Small notice wchar_t != UTF-16, in fact wide strings are UTF-16 only on Windows on all other platforms they are UTF-32. That is why I almost never relate to UTF-16 directly but rather to wide or narrow strings. For best portability, it is best to use UTF-8 and narrow strings.
I believe a great deal of work was put into the library, and that this work is invaluable in bringing locale usage into C++ in a better way than it is currently supported in C++ locale.
But I would have to vote "No" that the library should be accepted into Boost at the current time, with some provisos which would most likely gain my own change to a "Yes" vote in the future.
1) The documentation should explain the differences and improvements of Locale over C++ locale in a good general way.
It is mentioned in rationale and all over the tutorial several times. If you need some specific questions or problems I can add them to tutorial.
2) The documentation should explain the use of locales for each of the topics.
3) A number of topics should discuss what they are about in general, and more time should be given to discuss how the classes/templates relate to each other.
I can't explain all Unicode/Localization related topics in the tutorial in same way TCP/IP library can't explain socket concepts from the begginning.
4) Message translation should be reconsidered.
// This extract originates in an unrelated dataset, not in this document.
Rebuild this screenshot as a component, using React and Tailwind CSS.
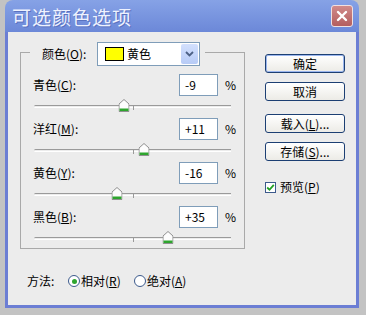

I don't mean to say that the way it is done is enough to have the library rejected, but I can not believe that it is not a flawed system no matter what the popularity of Gnu gettext might be.
It would not happen because it is a matter of the best practice and correct approach. These things hadn't been invented by myself but rather by many experienced people working in this area for many years. Same as you would not say your student to use gets even it is possible to use in certain situations just because it is wrong practice.
My major trouble with the library, which has led to my "No" vote, is that I can not really understand how to use the library from the documentation or what the library really offers over and above C++ locales. I realize the library programmer may not himself be a native English speaker, but if I can not really understand a library from its documentation in a way that makes sense to me I can not vote for its inclusion into Boost. I strongly suspect that if I were to understand the functionality of the library through a more rigorous explanation of its topics, and each topics relationship to a locale class and various encodings, I mught well vote for its inclusion into Boost. But for now, and in the state which the documentation resides for me, I can not do so. So I hope this review will be undersstood at least partially as a request to improve the docs as much as anything else.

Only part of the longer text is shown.